**Data block**:

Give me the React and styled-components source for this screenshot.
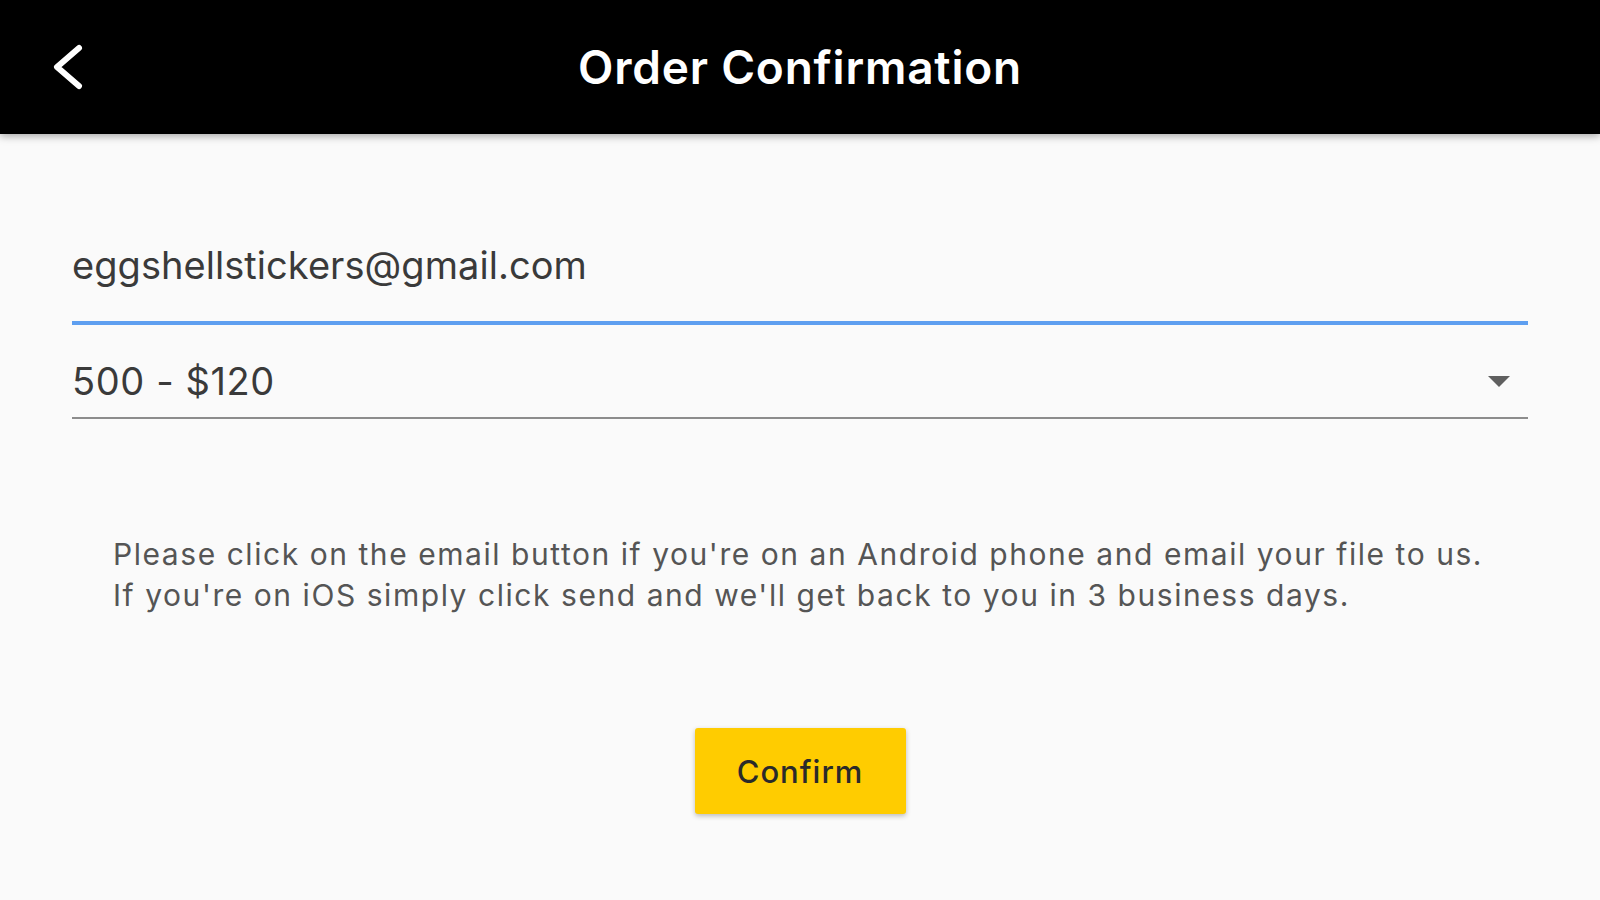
import styled, { createGlobalStyle } from "styled-components";

const GlobalStyle = createGlobalStyle`
  body {
    margin: 0;
    background-color: #fafafa;
    font-family: Inter, Roboto, "Liberation Sans", sans-serif;
  }
`;

export const Page = styled.div`
  width: 100%;
  min-height: 900px;
  background-color: #fafafa;
  overflow: hidden;
`;

export const AppBar = styled.header`
  position: relative;
  z-index: 1;
  height: 134px;
  background-color: #000;
  display: grid;
  grid-template-columns: 1fr auto 1fr;
  align-items: center;
  box-shadow: 0 2px 8px rgba(0, 0, 0, 0.35);
`;

export const BackButton = styled.button`
  justify-self: start;
  margin-left: 50px;
  padding: 0;
  border: none;
  background: none;
  display: flex;
  align-items: center;
  cursor: pointer;
`;

export const Title = styled.h1`
  margin: 0;
  color: #fff;
  font-size: 46px;
  font-weight: 600;
  letter-spacing: 0.8px;
`;

export const Form = styled.main`
  padding: 80px 72px 0;
`;

export const Field = styled.div`
  display: flex;
  align-items: center;
  justify-content: space-between;
  padding: ${({ top }) => top}px 0 ${({ bottom }) => bottom}px;
  border-bottom: ${({ focused }) =>
    focused ? "4px solid #5e9ff0" : "2px solid #8c8c8c"};
`;

export const FieldText = styled.span`
  font-size: ${({ size }) => size}px;
  line-height: 48px;
  color: #3a3a3a;
  letter-spacing: ${({ spacing }) => spacing}px;
`;

export const Arrow = styled.span`
  width: 0;
  height: 0;
  margin-right: 18px;
  margin-top: 0;
  border-left: 11px solid transparent;
  border-right: 11px solid transparent;
  border-top: 11px solid #5f5f5f;
`;

export const Note = styled.p`
  margin: 115px 0 0;
  padding: 0 0 0 41px;
  font-size: 30px;
  line-height: 41px;
  color: #555;
  letter-spacing: 1.55px;
  white-space: nowrap;
`;

export const ButtonRow = styled.div`
  display: flex;
  justify-content: center;
  margin-top: 112px;
`;

export const ConfirmButton = styled.button`
  width: 211px;
  height: 86px;
  border: none;
  border-radius: 3px;
  background-color: #ffcc00;
  box-shadow: 0 2px 5px rgba(0, 0, 0, 0.25);
  font-family: Inter, Roboto, "Liberation Sans", sans-serif;
  font-size: 31px;
  font-weight: 500;
  letter-spacing: 1px;
  color: #2a2a2a;
  cursor: pointer;
`;

function App() {
  return (
    <Page>
      <GlobalStyle />
      <AppBar>
        <BackButton aria-label="Back">
          <svg width="34" height="48" viewBox="0 0 34 48">
            <polyline
              points="29,5 7,24 29,43"
              fill="none"
              stroke="#fff"
              strokeWidth="6"
              strokeLinecap="round"
              strokeLinejoin="round"
            />
          </svg>
        </BackButton>
        <Title>Order Confirmation</Title>
        <div />
      </AppBar>
      <Form>
        <Field focused top={27} bottom={32}>
          <FieldText size={38} spacing={0.05}>
            eggshellstickers@gmail.com
          </FieldText>
        </Field>
        <Field top={32} bottom={12}>
          <FieldText size={38} spacing={0.6}>
            500 - $120
          </FieldText>
          <Arrow />
        </Field>
        <Note>
          Please click on the email button if you're on an Android phone and
          email your file to us.
          <br />
          If you're on iOS simply click send and we'll get back to you in 3
          business days.
        </Note>
        <ButtonRow>
          <ConfirmButton>Confirm</ConfirmButton>
        </ButtonRow>
      </Form>
    </Page>
  );
}

export default App;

**Task statement**: Leave the pictures out, and print every line of the listing exactly as written.

**Completed exercise**:
Give me the React and styled-components source for this screenshot.
import styled, { createGlobalStyle } from "styled-components";

const GlobalStyle = createGlobalStyle`
  body {
    margin: 0;
    background-color: #fafafa;
    font-family: Inter, Roboto, "Liberation Sans", sans-serif;
  }
`;

export const Page = styled.div`
  width: 100%;
  min-height: 900px;
  background-color: #fafafa;
  overflow: hidden;
`;

export const AppBar = styled.header`
  position: relative;
  z-index: 1;
  height: 134px;
  background-color: #000;
  display: grid;
  grid-template-columns: 1fr auto 1fr;
  align-items: center;
  box-shadow: 0 2px 8px rgba(0, 0, 0, 0.35);
`;

export const BackButton = styled.button`
  justify-self: start;
  margin-left: 50px;
  padding: 0;
  border: none;
  background: none;
  display: flex;
  align-items: center;
  cursor: pointer;
`;

export const Title = styled.h1`
  margin: 0;
  color: #fff;
  font-size: 46px;
  font-weight: 600;
  letter-spacing: 0.8px;
`;

export const Form = styled.main`
  padding: 80px 72px 0;
`;

export const Field = styled.div`
  display: flex;
  align-items: center;
  justify-content: space-between;
  padding: ${({ top }) => top}px 0 ${({ bottom }) => bottom}px;
  border-bottom: ${({ focused }) =>
    focused ? "4px solid #5e9ff0" : "2px solid #8c8c8c"};
`;

export const FieldText = styled.span`
  font-size: ${({ size }) => size}px;
  line-height: 48px;
  color: #3a3a3a;
  letter-spacing: ${({ spacing }) => spacing}px;
`;

export const Arrow = styled.span`
  width: 0;
  height: 0;
  margin-right: 18px;
  margin-top: 0;
  border-left: 11px solid transparent;
  border-right: 11px solid transparent;
  border-top: 11px solid #5f5f5f;
`;

export const Note = styled.p`
  margin: 115px 0 0;
  padding: 0 0 0 41px;
  font-size: 30px;
  line-height: 41px;
  color: #555;
  letter-spacing: 1.55px;
  white-space: nowrap;
`;

export const ButtonRow = styled.div`
  display: flex;
  justify-content: center;
  margin-top: 112px;
`;

export const ConfirmButton = styled.button`
  width: 211px;
  height: 86px;
  border: none;
  border-radius: 3px;
  background-color: #ffcc00;
  box-shadow: 0 2px 5px rgba(0, 0, 0, 0.25);
  font-family: Inter, Roboto, "Liberation Sans", sans-serif;
  font-size: 31px;
  font-weight: 500;
  letter-spacing: 1px;
  color: #2a2a2a;
  cursor: pointer;
`;

function App() {
  return (
    <Page>
      <GlobalStyle />
      <AppBar>
        <BackButton aria-label="Back">
          <svg width="34" height="48" viewBox="0 0 34 48">
            <polyline
              points="29,5 7,24 29,43"
              fill="none"
              stroke="#fff"
              strokeWidth="6"
              strokeLinecap="round"
              strokeLinejoin="round"
            />
          </svg>
        </BackButton>
        <Title>Order Confirmation</Title>
        <div />
      </AppBar>
      <Form>
        <Field focused top={27} bottom={32}>
          <FieldText size={38} spacing={0.05}>
            eggshellstickers@gmail.com
          </FieldText>
        </Field>
        <Field top={32} bottom={12}>
          <FieldText size={38} spacing={0.6}>
            500 - $120
          </FieldText>
          <Arrow />
        </Field>
        <Note>
          Please click on the email button if you're on an Android phone and
          email your file to us.
          <br />
          If you're on iOS simply click send and we'll get back to you in 3
          business days.
        </Note>
        <ButtonRow>
          <ConfirmButton>Confirm</ConfirmButton>
        </ButtonRow>
      </Form>
    </Page>
  );
}

export default App;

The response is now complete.